The Institutional Investor’s Roundtable represents a consortium of public and sovereign wealth funds that are coordinating their investment activities, in large part, to exercise greater control of the investment of fund assets, and correspondingly reducing the fees paid to private equity and similar hedge fund managers. Public Funds Take Control of Assets, Dodging Wall Street.

Nathaniel Popper of the New York Times reports that Abu Dhabi Investment Authority,  Alberta Investment Management Corporation, Ontario Teacher’s Pension Plan,  China Investment Corporation, the Russian Direct Investment Fund, and the public pension funds for Oregon and Wisconsin have all been adopting methods which reduce the fees paid to investment managers.

Make no mistake, the names listed above are marquee names in the investment management business.   Investment managers fall over themselves to accommodate these clients.  So, it is bad news all around for investment professionals when these clients are so focused on fee reduction.

I’m not an economist.  However, I suspect that once the fee-reduction genie is out of the bottle it is very difficult to go back to the way the private equity and hedge fund game use to be played.

As a fiduciary, I applaud these efforts.  Since the advent of modern portfolio theory, back in the 1970’s, it has been axiomatic that a reduction in fees and expenses incurred by an investment portfolio increase the investment return of the portfolio.  Increased investment returns mean greater pools of assets to be distributed to plan participants and beneficiaries.

This trend is bound to continue.  Hopefully it will accelerate.  Detroit is in bankruptcy, countless municipalities and public funds are reporting significant pension shortfalls and yet the investment management masters of the universe continue to buy trophy properties in Aspen, Nantucket and Jackson Hole.

Something is terribly amiss with this scenario.  It is high time that fiduciaries begin to exert their responsibility to reduce the outsized fees paid to these managers.

 

One Response to “Watch Out: Disintermediation of Hedge Funds and Private Equity”

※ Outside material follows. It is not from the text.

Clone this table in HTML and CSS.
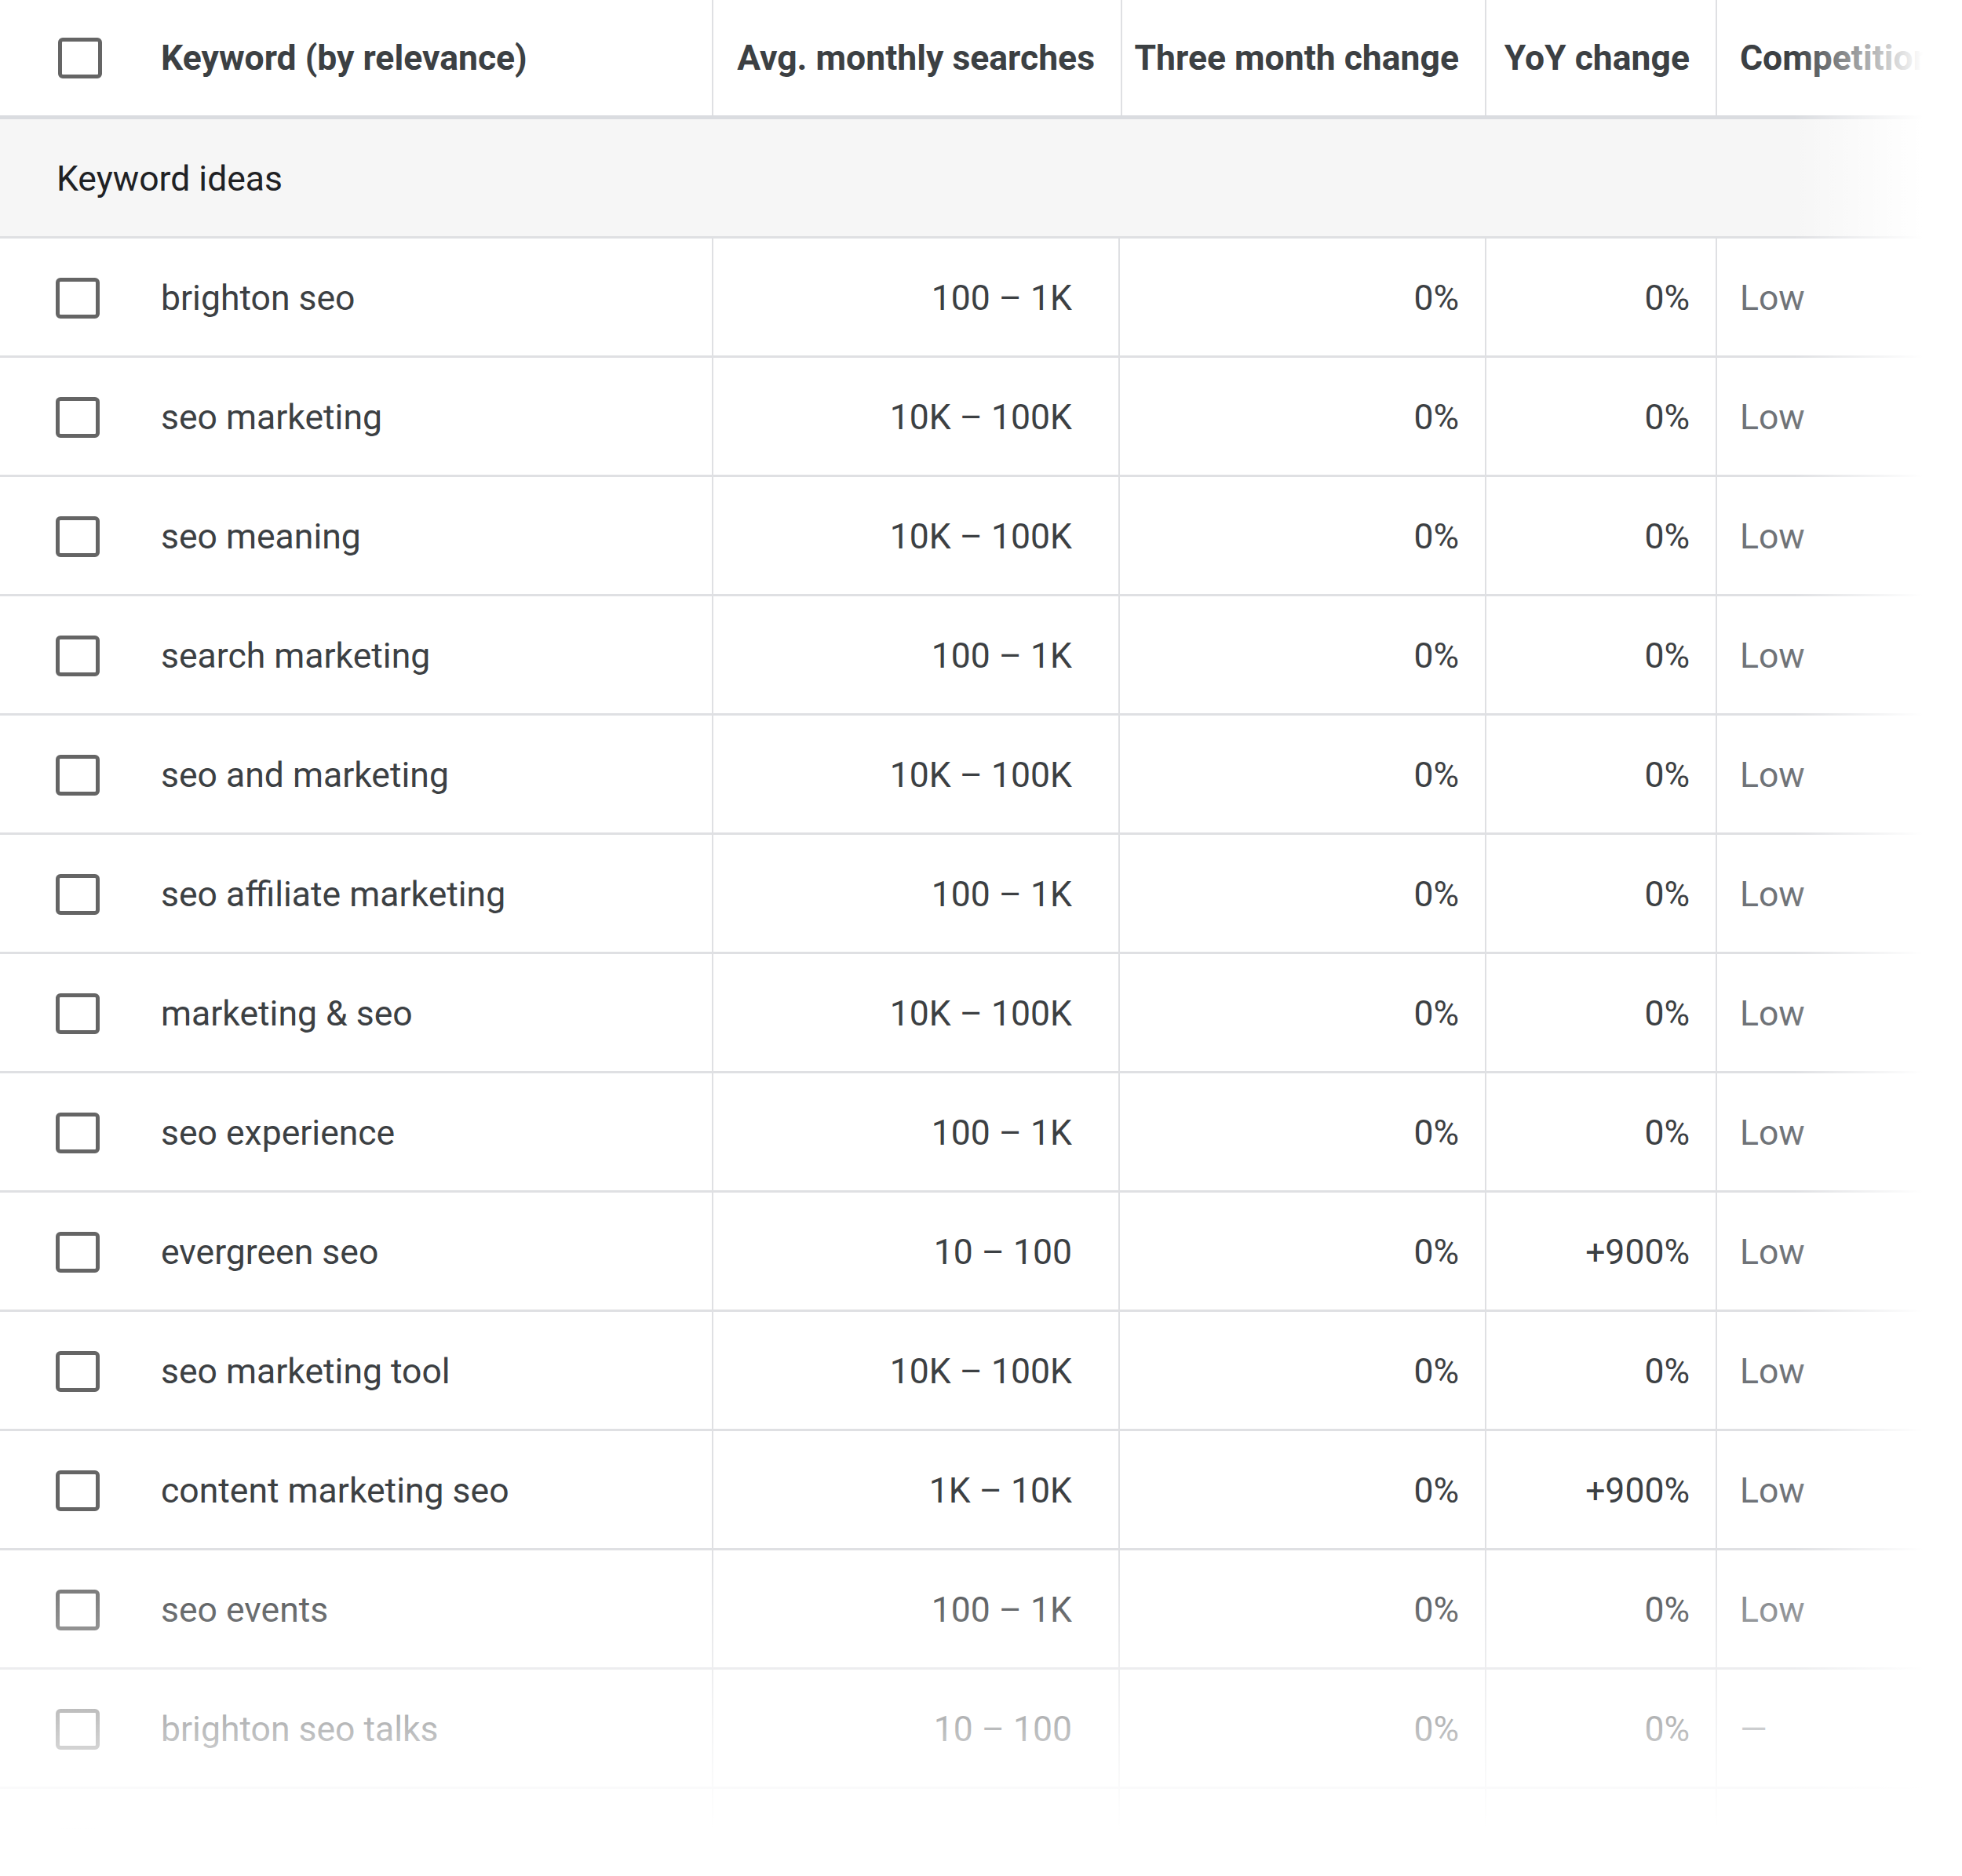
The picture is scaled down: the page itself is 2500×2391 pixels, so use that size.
FILE: index.html
```html
<!DOCTYPE html>
<html lang="en">
<head>
<meta charset="utf-8">
<title>Keyword ideas</title>
<link rel="stylesheet" href="styles.css">
</head>
<body>
<div class="page">
  <div class="table">
    <div class="row head">
      <div class="cell kw"><span class="cb"></span><span class="htext">Keyword (by relevance)</span></div>
      <div class="cell num hnum">Avg. monthly searches</div>
      <div class="cell num tm">Three month change</div>
      <div class="cell num yoy">YoY change</div>
      <div class="cell comp"><span class="htext comp-h">Competition</span></div>
    </div>
    <div class="group">Keyword ideas</div>
    <div class="row"><div class="cell kw"><span class="cb"></span><span>brighton seo</span></div><div class="cell num avg">100 – 1K</div><div class="cell num tm">0%</div><div class="cell num yoy">0%</div><div class="cell comp low">Low</div></div>
    <div class="row"><div class="cell kw"><span class="cb"></span><span>seo marketing</span></div><div class="cell num avg">10K – 100K</div><div class="cell num tm">0%</div><div class="cell num yoy">0%</div><div class="cell comp low">Low</div></div>
    <div class="row"><div class="cell kw"><span class="cb"></span><span>seo meaning</span></div><div class="cell num avg">10K – 100K</div><div class="cell num tm">0%</div><div class="cell num yoy">0%</div><div class="cell comp low">Low</div></div>
    <div class="row"><div class="cell kw"><span class="cb"></span><span>search marketing</span></div><div class="cell num avg">100 – 1K</div><div class="cell num tm">0%</div><div class="cell num yoy">0%</div><div class="cell comp low">Low</div></div>
    <div class="row"><div class="cell kw"><span class="cb"></span><span>seo and marketing</span></div><div class="cell num avg">10K – 100K</div><div class="cell num tm">0%</div><div class="cell num yoy">0%</div><div class="cell comp low">Low</div></div>
    <div class="row"><div class="cell kw"><span class="cb"></span><span>seo affiliate marketing</span></div><div class="cell num avg">100 – 1K</div><div class="cell num tm">0%</div><div class="cell num yoy">0%</div><div class="cell comp low">Low</div></div>
    <div class="row"><div class="cell kw"><span class="cb"></span><span>marketing &amp; seo</span></div><div class="cell num avg">10K – 100K</div><div class="cell num tm">0%</div><div class="cell num yoy">0%</div><div class="cell comp low">Low</div></div>
    <div class="row"><div class="cell kw"><span class="cb"></span><span>seo experience</span></div><div class="cell num avg">100 – 1K</div><div class="cell num tm">0%</div><div class="cell num yoy">0%</div><div class="cell comp low">Low</div></div>
    <div class="row"><div class="cell kw"><span class="cb"></span><span>evergreen seo</span></div><div class="cell num avg">10 – 100</div><div class="cell num tm">0%</div><div class="cell num yoy">+900%</div><div class="cell comp low">Low</div></div>
    <div class="row"><div class="cell kw"><span class="cb"></span><span>seo marketing tool</span></div><div class="cell num avg">10K – 100K</div><div class="cell num tm">0%</div><div class="cell num yoy">0%</div><div class="cell comp low">Low</div></div>
    <div class="row"><div class="cell kw"><span class="cb"></span><span>content marketing seo</span></div><div class="cell num avg">1K – 10K</div><div class="cell num tm">0%</div><div class="cell num yoy">+900%</div><div class="cell comp low">Low</div></div>
    <div class="row"><div class="cell kw"><span class="cb"></span><span>seo events</span></div><div class="cell num avg">100 – 1K</div><div class="cell num tm">0%</div><div class="cell num yoy">0%</div><div class="cell comp low">Low</div></div>
    <div class="row"><div class="cell kw"><span class="cb"></span><span>brighton seo talks</span></div><div class="cell num avg">10 – 100</div><div class="cell num tm">0%</div><div class="cell num yoy">0%</div><div class="cell comp low">—</div></div>
    <div class="row"><div class="cell kw"><span class="cb"></span><span>seo brighton</span></div><div class="cell num avg">10 – 100</div><div class="cell num tm">0%</div><div class="cell num yoy">0%</div><div class="cell comp low">Low</div></div>
  </div>
  <div class="fade-right"></div>
  <div class="fade-bottom"></div>
</div>
</body>
</html>
```
FILE: styles.css
```css
html, body {
  margin: 0;
  padding: 0;
  background: #ffffff;
}
body {
  font-family: Roboto, "Liberation Sans", Arial, sans-serif;
  font-size: 44.5px;
  color: #3c4043;
}
.page {
  position: relative;
  width: 2500px;
  height: 2391px;
  overflow: hidden;
}
.table {
  width: 2700px;
}
.row {
  display: grid;
  grid-template-columns: 907px 518px 467px 294px 514px;
  height: 149px;
  border-bottom: 3px solid #dfe0e3;
}
.row.head {
  grid-template-columns: 907px 521px 464px 294px 514px;
  height: 147px;
  border-bottom: 5px solid #dadce0;
}
.cell {
  display: flex;
  align-items: center;
  padding-top: 3px;
  border-left: 2px solid #dfe0e3;
  min-width: 0;
  white-space: nowrap;
}
.cell.kw {
  border-left: none;
  padding-left: 71px;
  gap: 78px;
}
.head .cell {
  padding-top: 0;
  color: #3c4043;
  font-weight: 700;
}
.head .cell.kw {
  padding-left: 74px;
  gap: 75px;
}
.cb {
  flex: none;
  width: 46px;
  height: 42px;
  border: 5px solid #656565;
  border-radius: 6px;
  background: #fff;
}
.num {
  justify-content: flex-end;
  padding-right: 33px;
}
.num.avg {
  padding-right: 59px;
}
.comp {
  padding-left: 29px;
}
.low {
  color: #6f7378;
}
.group {
  height: 147px;
  padding-top: 2px;
  border-bottom: 3px solid #dfe0e3;
  background: #f6f6f6;
  display: flex;
  align-items: center;
  padding-left: 72px;
  color: #202124;
}
.fade-right {
  position: absolute;
  top: 0;
  right: 0;
  width: 215px;
  height: 100%;
  background: linear-gradient(to right, rgba(255,255,255,0) 0px, #ffffff 165px, #ffffff 215px);
}
.fade-bottom {
  position: absolute;
  left: 0;
  bottom: 0;
  width: 100%;
  height: 420px;
  background: linear-gradient(to bottom, rgba(255,255,255,0) 0px, #ffffff 360px, #ffffff 420px);
}
```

  1. Commentators have argued that a standard methodology is needed to present an accurate picture of performance, to make individual private equity funds comparable and so the asset class as a whole can be matched against public markets and other types of investment. It is also claimed that PE fund managers manipulate data to present themselves as strong performers, which makes it even more essential to standardize the industry.